Skillet Bread with Cranberry Cheese Dip
Ingredients (for BB-CEC20, serves 4-5):
Traditional Pizza Dough:
- 1-1/4 cups water
- 1-1/2 Tbsp. olive oil
- 3-3/4 cups bread flour
- 1-1/2 Tbsp. sugar
- 1-1/2 tsp. salt
- 1-1/2 tsp. active dry yeast
- 2 Tbsp. butter, melted
- 1 egg
- 1 tsp. water
- 8 oz. cream cheese, room temperature
- 1/3 cup buttermilk
- 1/4 tsp. salt
- 1/8 tsp. black pepper
- 2 oz. shredded mild Cheddar cheese
- 2 oz. shredded Monterey Jack cheese
- 1/4 cup dried cranberry, chopped
- 1 tsp. fresh mint leaves, minced
You will need a 9”-12” iron skillet.
Make sure the kneading blade(s) are properly attached. Add the Traditional Pizza Dough ingredients to the baking pan in the order listed, and prepare the dough using the DOUGH course. Remember to add the liquids first.
When the course completes, remove the dough from the baking pan onto a lightly floured surface. Divide into 16 equal-sized pieces for the 2-lb. breadmaker, or into 9 for the 1-lb. breadmaker, and shape each into a ball.
Brush the iron skillet with melted butter and arrange the balls along the outer edge of the skillet. Keep the center open for cheese dip. If all of the balls do not fit, place the remaining on a baking pan lined with parchment paper to bake separately. Cover with a damp cloth and let rest for 15 minutes. Preheat oven to 375ºF.

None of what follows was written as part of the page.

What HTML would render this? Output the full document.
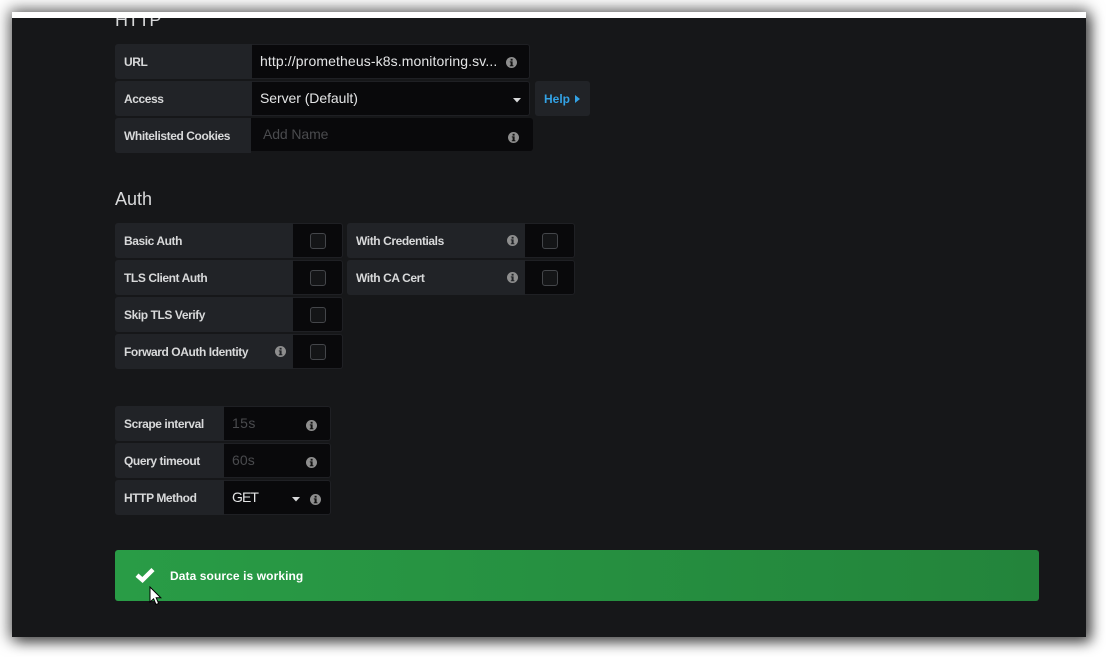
<!DOCTYPE html>
<html><head><meta charset="utf-8">
<style>
html,body{margin:0;padding:0;background:#fff;width:1106px;height:657px;overflow:hidden}
*{box-sizing:border-box}
#win{position:absolute;left:12px;top:12px;width:1074px;height:625px;background:#161719;box-shadow:0 0 14px 3px rgba(0,0,0,.55),5px 5px 12px rgba(0,0,0,.45);overflow:hidden}
#strip{position:absolute;left:12px;top:12px;width:1074px;height:6px;background:#fff}
.a{position:absolute;font-family:"Liberation Sans",sans-serif;white-space:nowrap}
.l{background:#212327;border-radius:3px 0 0 3px;color:#d8d9da;font-weight:bold;font-size:12px;line-height:37px;padding-left:9px;height:35px;letter-spacing:-.42px}
.i{background:#09090b;border:1px solid #1f2024;border-left:0;border-radius:0 3px 3px 0;height:35px;color:#d8d9da;font-size:14px;line-height:32px;padding-left:8px}
.c{position:absolute;width:16px;height:16px;border:1px solid #44464a;border-radius:3px;background:#141517}
.ph{color:#4a4b4e}
svg{position:absolute;display:block}
</style></head><body>
<div id="win"></div>
<div class="a" style="left:115px;top:8px;font-size:18px;color:#d8d9da;line-height:24px;letter-spacing:-.2px;">HTTP</div>
<div id="strip"></div>

<div class="a l" style="left:115px;top:44px;width:137px">URL</div>
<div class="a i" style="left:252px;top:44px;width:278px;letter-spacing:.11px;color:#e4e5e6">http://prometheus-k8s.monitoring.sv...</div>
<div class="a l" style="left:115px;top:81px;width:137px">Access</div>
<div class="a i" style="left:252px;top:81px;width:278px;letter-spacing:-.06px;color:#e4e5e6">Server (Default)</div>
<div class="a" style="left:535px;top:81px;width:55px;height:35px;background:#212327;border-radius:3px;color:#33a2e5;font-weight:bold;font-size:12px;line-height:36px;padding-left:9px">Help</div>
<svg style="left:575px;top:95px" width="5" height="8" viewBox="0 0 5 8"><path d="M0 0L5 4L0 8Z" fill="#33a2e5"/></svg>
<svg style="left:513px;top:98px" width="8" height="5" viewBox="0 0 8 5"><path d="M0 0H8L4 4.5Z" fill="#d8d9da"/></svg>

<div class="a l" style="left:115px;top:118px;width:136px">Whitelisted Cookies</div>
<div class="a" style="left:251px;top:118px;width:6px;height:33px;background:#09090b"></div>
<div class="a i ph" style="left:257px;top:118px;width:276px;height:33px;border:0;padding-left:6px;line-height:32px;border-radius:0 3px 3px 0;color:#4a4b4e;letter-spacing:-.1px">Add Name</div>

<div class="a" style="left:115px;top:187px;font-size:18px;color:#d8d9da;line-height:24px">Auth</div>

<div class="a l" style="left:115px;top:223px;width:178px">Basic Auth</div>
<div class="a i" style="left:293px;top:223px;width:50px"></div><div class="c" style="left:310px;top:233px"></div>
<div class="a l" style="left:115px;top:260px;width:178px">TLS Client Auth</div>
<div class="a i" style="left:293px;top:260px;width:50px"></div><div class="c" style="left:310px;top:270px"></div>
<div class="a l" style="left:115px;top:297px;width:178px">Skip TLS Verify</div>
<div class="a i" style="left:293px;top:297px;width:50px"></div><div class="c" style="left:310px;top:307px"></div>
<div class="a l" style="left:115px;top:334px;width:178px">Forward OAuth Identity</div>
<div class="a i" style="left:293px;top:334px;width:50px"></div><div class="c" style="left:310px;top:344px"></div>

<div class="a l" style="left:347px;top:223px;width:178px">With Credentials</div>
<div class="a i" style="left:525px;top:223px;width:50px"></div><div class="c" style="left:542px;top:233px"></div>
<div class="a l" style="left:347px;top:260px;width:178px">With CA Cert</div>
<div class="a i" style="left:525px;top:260px;width:50px"></div><div class="c" style="left:542px;top:270px"></div>

<div class="a l" style="left:115px;top:406px;width:109px">Scrape interval</div>
<div class="a i ph" style="left:224px;top:406px;width:107px;color:#4a4b4e;letter-spacing:.4px">15s</div>
<div class="a l" style="left:115px;top:443px;width:109px">Query timeout</div>
<div class="a i ph" style="left:224px;top:443px;width:107px;color:#4a4b4e;letter-spacing:.1px">60s</div>
<div class="a l" style="left:115px;top:480px;width:109px">HTTP Method</div>
<div class="a i" style="left:224px;top:480px;width:107px;letter-spacing:-.9px;color:#e4e5e6">GET</div>
<svg style="left:292px;top:497px" width="8" height="5" viewBox="0 0 8 5"><path d="M0 0H8L4 4.5Z" fill="#d8d9da"/></svg>

<svg style="left:506px;top:57px" width="11" height="11" viewBox="0 0 11 11"><circle cx="5.5" cy="5.5" r="5.5" fill="#8e8e8e"/><rect x="4.6" y="1.8" width="2" height="1.8" fill="#111"/><path d="M3.8 4.4H6.6V8.2H7.4V9.2H3.8V8.2H4.6V5.4H3.8Z" fill="#111"/></svg>
<svg style="left:508px;top:132px" width="11" height="11" viewBox="0 0 11 11"><circle cx="5.5" cy="5.5" r="5.5" fill="#8e8e8e"/><rect x="4.6" y="1.8" width="2" height="1.8" fill="#111"/><path d="M3.8 4.4H6.6V8.2H7.4V9.2H3.8V8.2H4.6V5.4H3.8Z" fill="#111"/></svg>
<svg style="left:275px;top:346px" width="11" height="11" viewBox="0 0 11 11"><circle cx="5.5" cy="5.5" r="5.5" fill="#8e8e8e"/><rect x="4.6" y="1.8" width="2" height="1.8" fill="#212327"/><path d="M3.8 4.4H6.6V8.2H7.4V9.2H3.8V8.2H4.6V5.4H3.8Z" fill="#212327"/></svg>
<svg style="left:507px;top:235px" width="11" height="11" viewBox="0 0 11 11"><circle cx="5.5" cy="5.5" r="5.5" fill="#8e8e8e"/><rect x="4.6" y="1.8" width="2" height="1.8" fill="#212327"/><path d="M3.8 4.4H6.6V8.2H7.4V9.2H3.8V8.2H4.6V5.4H3.8Z" fill="#212327"/></svg>
<svg style="left:507px;top:272px" width="11" height="11" viewBox="0 0 11 11"><circle cx="5.5" cy="5.5" r="5.5" fill="#8e8e8e"/><rect x="4.6" y="1.8" width="2" height="1.8" fill="#212327"/><path d="M3.8 4.4H6.6V8.2H7.4V9.2H3.8V8.2H4.6V5.4H3.8Z" fill="#212327"/></svg>
<svg style="left:306px;top:420px" width="11" height="11" viewBox="0 0 11 11"><circle cx="5.5" cy="5.5" r="5.5" fill="#8e8e8e"/><rect x="4.6" y="1.8" width="2" height="1.8" fill="#111"/><path d="M3.8 4.4H6.6V8.2H7.4V9.2H3.8V8.2H4.6V5.4H3.8Z" fill="#111"/></svg>
<svg style="left:306px;top:457px" width="11" height="11" viewBox="0 0 11 11"><circle cx="5.5" cy="5.5" r="5.5" fill="#8e8e8e"/><rect x="4.6" y="1.8" width="2" height="1.8" fill="#111"/><path d="M3.8 4.4H6.6V8.2H7.4V9.2H3.8V8.2H4.6V5.4H3.8Z" fill="#111"/></svg>
<svg style="left:310px;top:494px" width="11" height="11" viewBox="0 0 11 11"><circle cx="5.5" cy="5.5" r="5.5" fill="#8e8e8e"/><rect x="4.6" y="1.8" width="2" height="1.8" fill="#111"/><path d="M3.8 4.4H6.6V8.2H7.4V9.2H3.8V8.2H4.6V5.4H3.8Z" fill="#111"/></svg>

<div class="a" style="left:115px;top:550px;width:924px;height:51px;background:linear-gradient(90deg,#299c46,#23843b);border-radius:3px;color:#fff;font-weight:bold;font-size:12px;line-height:52px;padding-left:55px;letter-spacing:.09px">Data source is working</div>
<svg style="left:135px;top:567px" width="20" height="16" viewBox="0 0 20 16"><path d="M2 8.2L7.5 13L18 2.6" fill="none" stroke="#fff" stroke-width="4.4"/></svg>
<svg style="left:149px;top:586px" width="13" height="20" viewBox="0 0 13 20"><path d="M1 1V16L4.6 12.8L7 18.5L9.6 17.4L7.2 11.8H11.8Z" fill="#fff" stroke="#000" stroke-width="1"/></svg>
</body></html>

Prepare the cheese dip. Combine all Cheese Dip ingredients in a bowl in the order listed and mix well.
Pour cheese dip into the center of the skillet from step 3. In a small bowl, combine melted butter, egg and water. Brush top of each ball.
For balls placed on the parchment paper, bake for 15-20 minutes or until golden brown. For balls in the skillet, bake for 25-30 minutes or until golden brown.
When the cheese is bubbling and rolls are golden brown, remove from the oven and allow to cool for 5 minutes.
Sprinkle cranberry and mint on cheese dip. Enjoy!